Form 1 NATIONAL RAILROAD ADJUSTMENT BOARD
THIRD DIVISION
Award No. 40794
Docket No. MW-40690
10-3-NRAB-00003-080417

The Third Division consisted of the regular members and in addition Referee Andria S. Knapp when award was rendered.

(Brotherhood of Maintenance of Way Employes Division -
( HIT Rail Conference
PARTIES TO DISPUTE: (
(BNSF Railway Company (former Burlington
( Northern Railroad Company)

STATEMENT OF CLAIM:





Form 1 Page 2

FINDINGS:

Award No. 40794
Docket No. MW-40690
10-3-NRAB-00003-080417

The Third Division of the Adjustment Board, upon the whole record and all the evidence, finds that:


The carrier or carriers and the employee or employees involved in

are respectively carrier and employee within the meaning of the Railway Labor Act, as approved June 21, 1934.

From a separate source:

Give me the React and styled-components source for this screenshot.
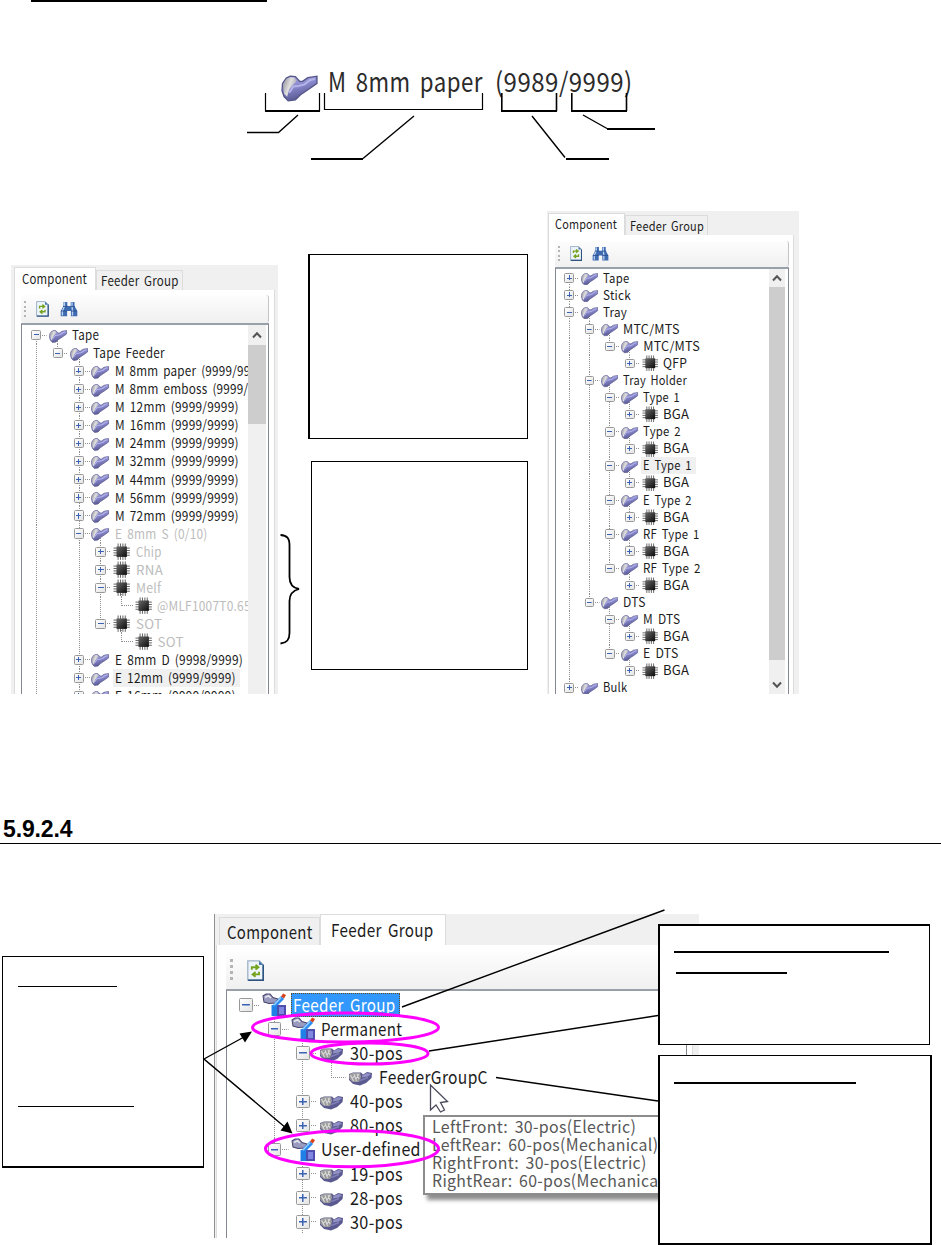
import React, { useLayoutEffect, useRef, useState } from "react";
import styled, { createGlobalStyle, css } from "styled-components";

const Global = createGlobalStyle`
  * { box-sizing: border-box; }
  body { margin: 0; background: #fff; }
`;

const ui = `"Noto Sans CJK JP", "Noto Sans", sans-serif`;

const Sheet = styled.main`
  position: relative;
  width: 941px;
  height: 1245px;
  overflow: hidden;
  background: #fff;
  color: #1c1c1c;
  font-family: ${ui};
`;

/* ---------- text condensed or widened to a known width ---------- */

const FitBox = styled.span`
  display: inline-block;
  width: ${(p) => p.$w}px;
  line-height: 1;
  white-space: pre;
  vertical-align: top;
`;

const FitText = styled.span`
  display: inline-block;
  transform-origin: 0 50%;
  word-spacing: 0.17em;
  letter-spacing: 0.02em;
`;

function Fit({ children, width }) {
  const ref = useRef(null);
  const [scale, setScale] = useState(1);
  useLayoutEffect(() => {
    setScale(width / ref.current.offsetWidth);
  }, [children, width]);
  return (
    <FitBox $w={width}>
      <FitText ref={ref} style={{ transform: `scaleX(${scale})` }}>
        {children}
      </FitText>
    </FitBox>
  );
}

/* ---------- icons ---------- */

const FeederIcon = (p) => (
  <svg viewBox="0 0 36 26" {...p}>
    <defs>
      <linearGradient id="arm" x1="0" y1="0" x2="0.4" y2="1">
        <stop offset="0" stopColor="#b0b0e4" />
        <stop offset="0.5" stopColor="#8888cc" />
        <stop offset="1" stopColor="#56568e" />
      </linearGradient>
      <linearGradient id="disc" x1="0" y1="0" x2="1" y2="0.5">
        <stop offset="0" stopColor="#8c8c8c" />
        <stop offset="0.55" stopColor="#e0e0e0" />
        <stop offset="1" stopColor="#a4a4b0" />
      </linearGradient>
    </defs>
    <path d="M5 3 L9 1 L14 1.500 L18 6 L21 6 L26 2.500 L35 1 L35 8 L28 13 L19 19 L14 24 L7 25 L3 21 L1 15 L1.500 8Z" fill="url(#arm)" stroke="#55558a" strokeWidth="1.300" />
    <path d="M2 9 L5 4 L9 2 L13 2.500 L15 6 L11 10 L8 14 L6 21 L3 18Z" fill="url(#disc)" />
    <path d="M8 17 L12 11 L17 10.500 L23 9 L28 5 L33 3.500" fill="none" stroke="#b4b4ea" strokeWidth="2" />
  </svg>
);

const ChipIcon = (p) => (
  <svg viewBox="0 0 17 17" {...p}>
    <defs>
      <linearGradient id="die" x1="0" y1="0" x2="1" y2="1">
        <stop offset="0" stopColor="#6a6a6a" />
        <stop offset="1" stopColor="#0a0a0a" />
      </linearGradient>
    </defs>
    <path d="M5 0.500V16.500M7.300 0.500V16.500M9.700 0.500V16.500M12 0.500V16.500M0.500 5H16.500M0.500 7.300H16.500M0.500 9.700H16.500M0.500 12H16.500" stroke="#555" strokeWidth="0.900" />
    <rect x="3.400" y="3.400" width="10.200" height="10.200" fill="url(#die)" />
  </svg>
);

const GroupIcon = (p) => (
  <svg viewBox="0 0 24 24" {...p}>
    <path d="M9.500 12h8v11h-8z" fill="#1f7fe6" />
    <path d="M15 12h9v11h-9z" fill="#4d4dae" />
    <path d="M17 14h5v7h-5z" fill="#7f88e0" />
    <path d="M1 3 L4 1 L8 1 L11 4.500 L16 6 L14 10 L7 10.500 L2 9Z" fill="#9a9abe" stroke="#44446c" strokeWidth="1" />
    <path d="M3 4.500 L6.500 2.800 L9 5" stroke="#e4e4ee" strokeWidth="1.600" fill="none" />
    <path d="M10 14 L13 9 L19 3 L22 6 L16 12Z" fill="#2a8cf0" />
    <path d="M12 12 L19 4.500" stroke="#9cd0ff" strokeWidth="1.400" />
    <path d="M19 3.400 L21 0.600 L24 2 L22 5.600Z" fill="#d8431c" />
  </svg>
);

const PosIcon = (p) => (
  <svg viewBox="0 0 24 15" {...p}>
    <path d="M1 3 L5 1.500 L13 1.500 L15 3.500 L19 1 L24 2 L23.500 7 L18 12 L12 14.500 L5 13 L1 9Z" fill="#5a5a90" />
    <path d="M14 4.500 L19 2 L23 3 L20 5.500 L14 6.500Z" fill="#9090c4" />
    <path d="M1 4 L4 2 L12 2 L13 6 L11 11 L5 11 L1.500 8Z" fill="#9b9b9b" />
    <path d="M2.500 4 L5.500 10 M6 3 L8.500 10 M9 3 L11 8 M4 8 L7 4 M8 8 L11 3" stroke="#dadada" strokeWidth="1" />
    <path d="M12 9.500 L20 6.500" stroke="#8080b8" strokeWidth="1.400" />
  </svg>
);

const RefreshIcon = (p) => (
  <svg viewBox="0 0 13 16" {...p}>
    <path d="M0.600 0.600H9.200L12.200 3.600V15H0.600Z" fill="#eef4fb" stroke="#9fb2c8" strokeWidth="1" />
    <path d="M12.200 3.600V15.200H0.800" fill="none" stroke="#2d5480" strokeWidth="1.300" />
    <path d="M9 0.600V3.800H12.200" fill="#4a78aa" />
    <path d="M3.600 7.400V5.400H7.600M6.400 3.600L8.600 5.400L6.400 7.200" fill="none" stroke="#74a41f" strokeWidth="1.400" />
    <path d="M9 8.800V10.800H5.200M6.400 9L4.200 10.800L6.400 12.600" fill="none" stroke="#74a41f" strokeWidth="1.400" />
  </svg>
);

const BinocularsIcon = (p) => (
  <svg viewBox="0 0 18 16" {...p}>
    <path d="M3.500 1h3.800v4h3.400V1h3.800v4l2.800 5v5.200h-6.400V10H7.100v5.200H0.700V10l2.800-5z" fill="#3f6bb0" />
    <path d="M4.500 1.200v4L2.400 10v4.400M12 1.200v4L12.500 10v4.400" stroke="#b9d2f2" strokeWidth="1.300" fill="none" />
    <path d="M3 5.400h4.600M10.400 5.400h4.600M1 10h6M11 10h6" stroke="#2a4f90" strokeWidth="0.900" />
  </svg>
);

const Chevron = ({ down }) => (
  <svg width="10" height="8" viewBox="0 0 10 8">
    <path d={down ? "M1 1.5L5 5.8L9 1.5" : "M1 6.5L5 2.2L9 6.5"} fill="none" stroke="#555" strokeWidth="2" />
  </svg>
);

/* ---------- window panel ---------- */

const Panel = styled.section`
  --u: ${(p) => p.$unit}px;
  flex: none;
  display: flex;
  flex-direction: column;
  width: ${(p) => p.$w}px;
  height: ${(p) => p.$h}px;
  margin: ${(p) => p.$margin};
  padding: 0 ${(p) => p.$right}px 0 ${(p) => p.$left}px;
  background: #f0f0f0;
  overflow: hidden;
  ${(p) => p.$edge && css`border-left: 1px solid #8f8f8f;`}
`;

const Tabs = styled.div`
  flex: none;
  display: flex;
  align-items: flex-end;
  height: ${(p) => p.$h}px;
  padding-left: ${(p) => p.$inset || 0}px;
`;

const Tab = styled.div`
  width: ${(p) => p.$w}px;
  height: ${(p) => p.$h}px;
  padding: ${(p) => p.$top}px 0 0 ${(p) => p.$pad}px;
  border: 1px solid #dcdcdc;
  border-bottom: 0;
  background: ${(p) => (p.$active ? "#fff" : "#f0f0f0")};
  font-size: calc(var(--u) * 11.8);
  line-height: 1;
  white-space: nowrap;
`;

const Page = styled.div`
  flex: 1;
  min-height: 0;
  display: flex;
  flex-direction: column;
  padding: ${(p) => p.$pad};
  background: #fff;
  border: 1px solid #dcdcdc;
  border-width: 0 1px;
`;

const Toolbar = styled.div`
  flex: none;
  display: flex;
  align-items: center;
  gap: calc(var(--u) * 9.3);
  height: ${(p) => p.$h}px;
  padding-left: calc(var(--u) * 2.4);
  border-right: 1px solid #c4c4c4;
  border-radius: 3px;
  background: linear-gradient(#fdfdfd, #f0f0f0);
  svg { height: calc(var(--u) * 14.2); }
`;

const Grip = styled.i`
  width: calc(var(--u) * 2);
  height: calc(var(--u) * 15);
  background: repeating-linear-gradient(#b4b4b4 0 calc(var(--u) * 2), transparent calc(var(--u) * 2) calc(var(--u) * 4));
`;

const TreeBox = styled.div`
  flex: 1;
  min-height: 0;
  display: flex;
  border: 1px solid #828790;
  border-width: 2px 1px 0 1px;
  border-top-color: #9aa0a8;
  padding-right: ${(p) => p.$gap || 0}px;
`;

const Rows = styled.div`
  flex: 1;
  min-width: 0;
  overflow: hidden;
  padding: ${(p) => p.$pad};
`;

const Row = styled.div`
  display: flex;
  align-items: center;
  height: ${(p) => p.$h}px;
`;

const dotsDown = "repeating-linear-gradient(to bottom, #8f8f8f 0 1px, transparent 1px 2px)";
const dotsAcross = "repeating-linear-gradient(to right, #8f8f8f 0 1px, transparent 1px 2px)";

const Guide = styled.i`
  flex: none;
  align-self: stretch;
  width: calc(var(--u) * ${(p) => p.$indent});
  background: ${dotsDown} 50% 0 / 1px ${(p) => (p.$on ? "100%" : "0")} no-repeat;
`;

const Knob = styled.span`
  flex: none;
  align-self: stretch;
  display: grid;
  place-items: center;
  width: calc(var(--u) * ${(p) => p.$indent});
  background:
    ${dotsDown} 50% 0 / 1px ${(p) => (p.$up ? "50%" : "0")} no-repeat,
    ${dotsDown} 50% 100% / 1px ${(p) => (p.$down ? "50%" : "0")} no-repeat,
    ${dotsAcross} 100% 50% / 50% 1px no-repeat;
`;

const Box = styled.b`
  width: calc(var(--u) * 9);
  height: calc(var(--u) * 9);
  border: calc(var(--u) * 0.9) solid #989898;
  border-radius: 1.5px;
  background:
    linear-gradient(#3c62b4 0 0) center / 66% calc(var(--u) * 1) no-repeat,
    linear-gradient(#3c62b4 0 0) center / calc(var(--u) * 1) ${(p) => (p.$plus ? "66%" : "0")} no-repeat,
    linear-gradient(135deg, #fff, #e4e4e4);
`;

const IconSlot = styled.span`
  flex: none;
  align-self: stretch;
  display: grid;
  place-items: center;
  width: calc(var(--u) * ${(p) => p.$w});
  background: ${dotsDown} 50% 100% / 1px ${(p) => (p.$open ? "50%" : "0")} no-repeat;
  svg { display: block; width: calc(var(--u) * ${(p) => p.$size}); }
  svg.low { margin-top: calc(var(--u) * 2); }
`;

const Label = styled.span`
  margin-left: calc(var(--u) * ${(p) => p.$gap});
  padding: calc(var(--u) * 1.8) ${(p) => (p.$mark ? 4 : 0)}px calc(var(--u) * 2.2) 2px;
  font-size: calc(var(--u) * 11.8);
  line-height: 1;
  white-space: nowrap;
  color: ${(p) => (p.$mark === "select" ? "#fff" : p.$dim ? "#bcbcbc" : "#1c1c1c")};
  background: ${(p) => (p.$mark === "select" ? "#3398fd" : p.$mark ? "#f0f0f0" : "transparent")};
  ${(p) => p.$mark === "select" && css`outline: 1px dotted #6b4a20; outline-offset: -1px;`}
`;

const ScrollBar = styled.div`
  flex: none;
  display: flex;
  flex-direction: column;
  width: ${(p) => p.$w}px;
  overflow: hidden;
  background: #f0f0f0;
`;

const ScrollButton = styled.div`
  flex: none;
  display: grid;
  place-items: center;
  height: ${(p) => p.$h}px;
`;

const Thumb = styled.div`
  flex: none;
  height: ${(p) => p.$h}px;
  background: #cdcdcd;
`;

const icons = {
  feeder: [FeederIcon, 16, "low"],
  chip: [ChipIcon, 15.4, ""],
  group: [GroupIcon, 16, ""],
  pos: [PosIcon, 16, "low"],
};

const follows = (rows, i, level, open) => {
  for (let j = i + 1; j < rows.length; j++) {
    if (rows[j][0] < level) return false;
    if (rows[j][0] === level) return true;
  }
  return open.includes(level);
};

function Tree({ rows, pitch, indent, open, gap, pad }) {
  return (
    <Rows $pad={pad}>
      {rows.map(([depth, kind, text, width, knob, tone], i) => {
        const [Icon, size, cls] = icons[kind];
        const next = rows[i + 1];
        return (
          <Row key={i} $h={pitch}>
            {Array.from({ length: depth }, (_, k) => (
              <Guide key={k} $indent={indent} $on={follows(rows, i, k, open)} />
            ))}
            <Knob $indent={indent} $up={i > 0} $down={follows(rows, i, depth, open)}>
              {knob && <Box $plus={knob === "+"} />}
            </Knob>
            <IconSlot $w={indent} $size={size} $open={next && next[0] > depth}>
              <Icon className={cls} />
            </IconSlot>
            <Label $gap={gap} $dim={tone === "dim"} $mark={tone !== "dim" && tone}>
              <Fit width={width}>{text}</Fit>
            </Label>
          </Row>
        );
      })}
    </Rows>
  );
}

/* ---------- callouts ---------- */

const Column = styled.div`
  flex: none;
  display: flex;
  flex-direction: column;
  gap: ${(p) => p.$gap}px;
  margin: ${(p) => p.$margin};
`;

const Callout = styled.div`
  position: relative;
  z-index: 2;
  flex: none;
  width: ${(p) => p.$w}px;
  height: ${(p) => p.$h}px;
  margin: ${(p) => p.$margin || 0};
  padding: ${(p) => p.$pad || 0};
  border: solid #000;
  border-width: ${(p) => p.$border || "1px"};
  background: #fff;
`;

const Rule = styled.div`
  width: ${(p) => p.$w}px;
  height: ${(p) => p.$t || 1}px;
  margin: ${(p) => p.$margin || 0};
  background: #000;
`;

/* ---------- page sections ---------- */

const Intro = styled.header`
  height: 211px;
`;

const Caption = styled.div`
  display: flex;
  height: 40px;
  margin: 63px 0 0 281px;
  font-size: 27px;
  color: #2b2b2b;
  svg { width: 37px; height: 27px; margin-top: 10px; }
`;

const Word = styled.span`
  padding-top: 2px;
  margin-left: ${(p) => p.$gap}px;
`;

const Figures = styled.div`
  display: flex;
  align-items: flex-start;
  height: 483px;
  padding-left: 11px;
`;

const Heading = styled.h2`
  margin: 122px 0 0;
  height: 28px;
  padding: 2px 0 0 3px;
  border-bottom: 1px solid #000;
  font: bold 23px/23px "Liberation Sans", sans-serif;
  letter-spacing: -0.15px;
  color: #000;
`;

const Lower = styled.div`
  display: flex;
  align-items: flex-start;
  height: 401px;
  padding-left: 2px;
`;

const Tip = styled.div`
  position: absolute;
  left: 423px;
  top: 1115px;
  width: 262px;
  height: 80px;
  padding: 1px 0 0 7px;
  border: 2px solid #8c8c8c;
  background: #fff;
  box-shadow: 4px 5px 4px rgba(0, 0, 0, 0.45);
  font-size: 16.8px;
  color: #575757;
`;

const TipLine = styled.div`
  height: 18.1px;
  white-space: nowrap;
`;

const Overlay = styled.svg`
  position: absolute;
  z-index: 3;
  inset: 0;
  pointer-events: none;
`;

const leftRows = [
  [0, "feeder", "Tape", 27, "-"],
  [1, "feeder", "Tape Feeder", 72, "-"],
  [2, "feeder", "M 8mm paper (9999/9999)", 153, "+"],
  [2, "feeder", "M 8mm emboss (9999/9999)", 165, "+"],
  [2, "feeder", "M 12mm (9999/9999)", 124, "+"],
  [2, "feeder", "M 16mm (9999/9999)", 124, "+"],
  [2, "feeder", "M 24mm (9999/9999)", 124, "+"],
  [2, "feeder", "M 32mm (9999/9999)", 124, "+"],
  [2, "feeder", "M 44mm (9999/9999)", 124, "+"],
  [2, "feeder", "M 56mm (9999/9999)", 124, "+"],
  [2, "feeder", "M 72mm (9999/9999)", 124, "+"],
  [2, "feeder", "E 8mm S (0/10)", 93, "-", "dim"],
  [3, "chip", "Chip", 26, "+", "dim"],
  [3, "chip", "RNA", 27, "+", "dim"],
  [3, "chip", "Melf", 25, "-", "dim"],
  [4, "chip", "@MLF1007T0.65", 94, "", "dim"],
  [3, "chip", "SOT", 26, "-", "dim"],
  [4, "chip", "SOT", 26, "", "dim"],
  [2, "feeder", "E 8mm D (9998/9999)", 128, "+"],
  [2, "feeder", "E 12mm (9999/9999)", 121, "+", "hover"],
  [2, "feeder", "E 16mm (9999/9999)", 121, "+"],
];

const rightRows = [
  [0, "feeder", "Tape", 26, "+"],
  [0, "feeder", "Stick", 28, "+"],
  [0, "feeder", "Tray", 24, "-"],
  [1, "feeder", "MTC/MTS", 57, "-"],
  [2, "feeder", "MTC/MTS", 57, "-"],
  [3, "chip", "QFP", 24, "+"],
  [1, "feeder", "Tray Holder", 64, "-"],
  [2, "feeder", "Type 1", 37, "-"],
  [3, "chip", "BGA", 26, "+"],
  [2, "feeder", "Type 2", 38, "-"],
  [3, "chip", "BGA", 26, "+"],
  [2, "feeder", "E Type 1", 49, "-", "hover"],
  [3, "chip", "BGA", 26, "+"],
  [2, "feeder", "E Type 2", 49, "-"],
  [3, "chip", "BGA", 26, "+"],
  [2, "feeder", "RF Type 1", 57, "-"],
  [3, "chip", "BGA", 26, "+"],
  [2, "feeder", "RF Type 2", 58, "-"],
  [3, "chip", "BGA", 26, "+"],
  [1, "feeder", "DTS", 23, "-"],
  [2, "feeder", "M DTS", 37, "-"],
  [3, "chip", "BGA", 26, "+"],
  [2, "feeder", "E DTS", 35, "-"],
  [3, "chip", "BGA", 26, "+"],
  [0, "feeder", "Bulk", 24, "+"],
];

const groupRows = [
  [0, "group", "Feeder Group", 103, "-", "select"],
  [1, "group", "Permanent", 81, "-"],
  [2, "pos", "30-pos", 53, "-"],
  [3, "pos", "FeederGroupC", 109, ""],
  [2, "pos", "40-pos", 53, "+"],
  [2, "pos", "80-pos", 53, "+"],
  [1, "group", "User-defined", 100, "-"],
  [2, "pos", "19-pos", 53, "+"],
  [2, "pos", "28-pos", 53, "+"],
  [2, "pos", "30-pos", 53, "+"],
];

const tips = [
  ["LeftFront: 30-pos(Electric)", 204],
  ["LeftRear: 60-pos(Mechanical)", 226],
  ["RightFront: 30-pos(Electric)", 215],
  ["RightRear: 60-pos(Mechanical)", 237],
];

export default function App() {
  return (
    <Sheet>
      <Global />
      <Intro>
        <Rule $w={236} $t={2} $margin="0 0 0 31px" />
        <Caption>
          <FeederIcon />
          <Word $gap={10}><Fit width={155}>M 8mm paper</Fit></Word>
          <Word $gap={12}><Fit width={138}>(9989/9999)</Fit></Word>
        </Caption>
      </Intro>

      <Figures>
        <Panel $unit={1.128} $w={267} $h={429} $margin="54px 0 0" $left={3} $right={3}>
          <Tabs $h={25}>
            <Tab $active $w={82} $h={23} $pad={7} $top={4}><Fit width={65}>Component</Fit></Tab>
            <Tab $w={87} $h={20} $pad={4} $top={3}><Fit width={78}>Feeder Group</Fit></Tab>
          </Tabs>
          <Page $pad="5px 5px 0 6px">
            <Toolbar $h={28}><Grip /><RefreshIcon /><BinocularsIcon /></Toolbar>
            <TreeBox $gap={2}>
              <Tree rows={leftRows} pitch={18.05} indent={19} open={[0, 2]} gap={1.3} pad="1px 0 0 3.5px" />
              <ScrollBar $w={18}>
                <ScrollButton $h={20}><Chevron /></ScrollButton>
                <Thumb $h={79} />
              </ScrollBar>
            </TreeBox>
          </Page>
        </Panel>

        <Column $gap={22} $margin="43px 0 0 30px">
          <Callout $w={220} $h={185} $border="1px 1px 1px 2px" />
          <Callout $w={217} $h={209} $margin="0 0 0 3px" />
        </Column>

        <Panel $unit={1.068} $w={252} $h={483} $margin="0 0 0 19px" $left={1} $right={5}>
          <Tabs $h={24}>
            <Tab $active $w={77} $h={22} $pad={6} $top={4}><Fit width={62}>Component</Fit></Tab>
            <Tab $w={83} $h={20} $pad={4} $top={4}><Fit width={74}>Feeder Group</Fit></Tab>
          </Tabs>
          <Page $pad="6px 4px 0 6px">
            <Toolbar $h={26}><Grip /><RefreshIcon /><BinocularsIcon /></Toolbar>
            <TreeBox $gap={3}>
              <Tree rows={rightRows} pitch={17.09} indent={19} open={[0]} gap={1} pad="0.5px 0 0 3px" />
              <ScrollBar $w={16}>
                <ScrollButton $h={18}><Chevron /></ScrollButton>
                <Thumb $h={373} />
                <ScrollButton $h={50}><Chevron down /></ScrollButton>
              </ScrollBar>
            </TreeBox>
          </Page>
        </Panel>
      </Figures>

      <Heading>5.9.2.4</Heading>

      <Lower>
        <Callout $w={202} $h={212} $margin="112px 0 0" $pad="29px 0 0 15px" $border="1px 1px 2px 1px">
          <Rule $w={99} />
          <Rule $w={116} $margin="119px 0 0" />
        </Callout>

        <Panel $unit={1.504} $w={485} $h={324} $margin="70px 0 0 10px" $left={1} $right={6} $edge>
          <Tabs $h={31} $inset={3}>
            <Tab $w={101} $h={28} $pad={7} $top={5}><Fit width={86}>Component</Fit></Tab>
            <Tab $active $w={126} $h={31} $pad={10} $top={6}><Fit width={103}>Feeder Group</Fit></Tab>
          </Tabs>
          <Page $pad="7px 5px 0 9px">
            <Toolbar $h={37}><Grip /><RefreshIcon /></Toolbar>
            <TreeBox>
              <Tree rows={groupRows} pitch={24.1} indent={19} open={[2]} gap={1.5} pad="2px 0 0 4.5px" />
            </TreeBox>
          </Page>
        </Panel>

        <Column $gap={10} $margin="80px 0 0 -41px">
          <Callout $w={272} $h={121} $pad="25px 0 0 14px" $border="2px 1px 1px 2px">
            <Rule $w={215} $t={2} />
            <Rule $w={111} $t={2} $margin="19px 0 0 2px" />
          </Callout>
          <Callout $w={274} $h={190} $pad="26px 0 0 14px" $border="1px 2px 2px 2px">
            <Rule $w={182} $t={2} />
          </Callout>
        </Column>
      </Lower>

      <Tip>
        {tips.map(([t, w]) => (
          <TipLine key={t}><Fit width={w}>{t}</Fit></TipLine>
        ))}
      </Tip>

      <Overlay width="941" height="1245" viewBox="0 0 941 1245">
        <g fill="none" stroke="#000" strokeWidth="1.2">
          <path d="M265.5 93V111M319.5 93V111M324.5 93V109.5H482.5V93" />
          <path d="M501.8 93V111M556.5 93V111M571.8 93V111M626.5 93V111" strokeWidth="1.6" />
          <path d="M265 111H320M501 111H557M571 111H627" strokeWidth="2" />
          <path d="M298 115L278.500 132.500H247M414 116L363 158.500M532 116L565 157.500M583 115L607 128.500" strokeWidth="1.4" />
          <path d="M311 159H363M566 159H609M607 129H655" strokeWidth="2" />
          <path d="M280.500 535C287 535.500 289.500 538 289.500 545V577C289.500 585 293 588 299 589C293 590.500 289.500 594 289.500 601V633C289.500 640 287 643 280.500 643.500" strokeWidth="1.8" />
          <path d="M402 1007L664.500 910M429 1051L658 1015.500M496 1077.500L658 1101" strokeWidth="1.4" />
          <path d="M244 1037L204 1059L286 1128" strokeWidth="1.4" />
        </g>
        <path d="M252 1031.500L245 1042.500L239.500 1033.500Z M292.500 1133.500L280.500 1130.500L287.500 1121.500Z" />
        <g fill="none" stroke="#f0f" strokeWidth="3">
          <ellipse cx="345.500" cy="1027.500" rx="93" ry="14.500" />
          <ellipse cx="369.500" cy="1053.500" rx="58.500" ry="10.500" />
          <ellipse cx="352" cy="1148.800" rx="86.500" ry="18" />
        </g>
        <path d="M430.500 1085L430.500 1110L436 1105L440.500 1112L444.500 1110L440.500 1102.500L447.500 1101.500Z" fill="#fff" stroke="#4a4a5c" strokeWidth="1.3" />
      </Overlay>
    </Sheet>
  );
}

This Division of the Adjustment Board has jurisdiction over the dispute involved herein.


Parties to said dispute were given due notice of hearing thereon.

In this case, the Organization objected to the Carrier's contracting out renovation work in the locker room at the Roundhouse in Cicero, Illinois. The Carrier sent notification of the proposed contracting to the Organization by letter dated September 21, 2005, in which it indicated its intent to contract similar renovations at the Roundhouse locker room and the Eastbound locker room in Cicero, Illinois, and at the Corwith locker room in Corwith, Illinois. The work entailed removing and replacing existing lockers, painting, removing, and replacing plumbing fixtures, replacing acoustical ceiling tile, electrical work, and installing a water main from the Cicero water supply to the Roundhouse facility. According to the letter, "The contractor possesses the special equipment, such as an off-track crane, and skilled forces necessary for successful and timely completion of this work. The Carrier is not adequately equipped to perform this work, nor do Carrier forces possess the necessary skills or licenses." During the contracting out conference and subsequent proceedings between the parties, the Carrier's position was that Town of Cicero regulations required that it obtain a licensed general contractor to perform the work. The Carrier also objected that the claim was not timely filed and that the work was not subject to Rule SS because there was a mixed practice regarding renovation work.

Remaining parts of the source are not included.